From April 10 to April 26th, there was an issue that caused us to lose all incoming analytics data from roughly 10% of viewers. Specifically, we lost data from viewers whose timezone contained non-English (non-ASCII) characters.
Viewers whose browser language is set to something other than English can report timezones containing non-ASCII characters. For example, a viewer whose browser language is Portuguese and is in the Brasilia Standard Time timezone reports a timezone of “Horário Padrão de Brasília”. This is an example of a viewer whose data would have been lost during this period.
On April 10, we added date and timezone information to the payload our video player sends our analytics service to help us debug an issue. The presence of non-ASCII characters in the timezone caused the payloads to be encoded incorrectly and become corrupted. When these corrupted payloads were received by our analytics service they were deemed invalid and discarded. Regrettably, we did not have alerts in place to notify us of an uptick in invalid incoming data, which is why it took us far too long to notice the issue. On April 26, we applied a fix and resolved this issue moving forward.

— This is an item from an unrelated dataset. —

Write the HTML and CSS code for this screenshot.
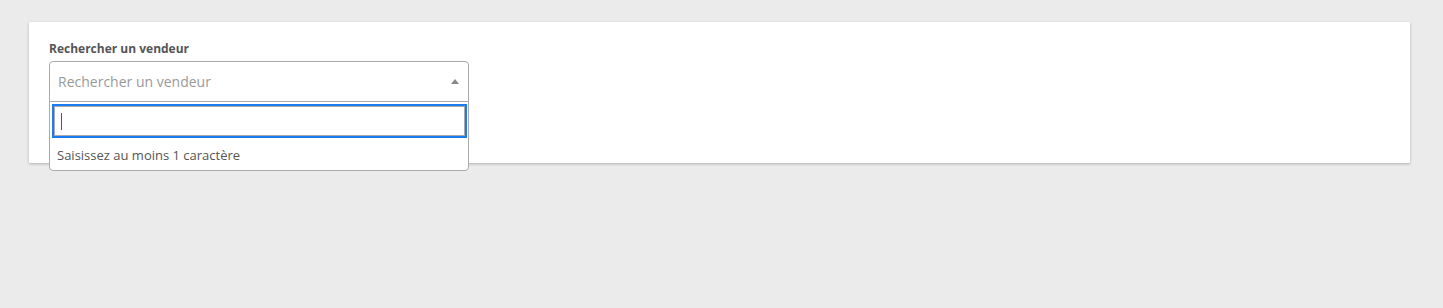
FILE: index.html
```html
<!DOCTYPE html>
<html lang="fr">
<head>
<meta charset="utf-8">
<link rel="stylesheet" href="styles.css">
</head>
<body>
<div class="page">
  <div class="card">
    <div class="field">
      <label class="label">Rechercher un vendeur</label>
      <div class="select">
        <div class="select-box">
          <span class="placeholder">Rechercher un vendeur</span>
          <span class="arrow"></span>
        </div>
        <div class="dropdown">
          <div class="search-wrap"><div class="search"><span class="caret"></span></div></div>
          <div class="message">Saisissez au moins 1 caractère</div>
        </div>
      </div>
    </div>
  </div>
</div>
</body>
</html>
```
FILE: styles.css
```css
html, body { margin: 0; padding: 0; }
body {
  background: #ebebeb;
  font-family: "Open Sans", "Liberation Sans", sans-serif;
  width: 1443px;
  height: 308px;
  overflow: hidden;
}
.page {
  padding: 22px 33px 0 29px;
}
.card {
  background: #fff;
  height: 141px;
  box-sizing: border-box;
  padding: 18px 20px 0 20px;
  box-shadow: 0 1px 3px rgba(0,0,0,0.25);
  border-radius: 1px;
}
.label {
  display: block;
  font-size: 12px;
  font-weight: 700;
  color: #555;
  line-height: 17px;
  margin-bottom: 4px;
}
.select {
  position: relative;
  width: 420px;
}
.select-box {
  box-sizing: border-box;
  height: 41px;
  border: 1px solid #aaa;
  border-radius: 4px 4px 0 0;
  display: flex;
  align-items: center;
  justify-content: space-between;
  padding: 0 9px 0 8px;
}
.placeholder {
  font-size: 14px;
  color: #999;
}
.arrow {
  width: 0; height: 0;
  border-left: 4px solid transparent;
  border-right: 4px solid transparent;
  border-bottom: 5px solid #888;
}
.dropdown {
  position: absolute;
  left: 0; right: 0;
  top: 40px;
  box-sizing: border-box;
  background: #fff;
  border: 1px solid #aaa;
  border-radius: 0 0 4px 4px;
  padding: 4px 2px 0 3px;
  height: 70px;
}
.search {
  box-sizing: border-box;
  height: 30px;
  border: 1px solid #aaa;
  outline: 2px solid #1a7cf0;
  margin: 0 1px;
  display: flex;
  align-items: center;
  padding-left: 6px;
}
.caret {
  width: 1px;
  height: 17px;
  background: #555;
}
.message {
  font-size: 13px;
  color: #555;
  padding: 10px 5px 0 4px;
  line-height: 18px;
}
```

Losing analytics data like this is a serious failure, and since resolving the issue we have begun work to ensure this or something like it does not happen again. Our analytics service has appropriate logging and alerts for cases where valid data payloads fail to be processed correctly by us, but we had insufficient logging and alerts for invalid or corrupt data payloads. We’re adding those to our system this week, and additionally we will store all corrupted payloads so that we can reprocess them in the future if needed. We will also be adding additional automated testing to our player to ensure we don’t accidentally introduce a change that causes the payloads to be malformed.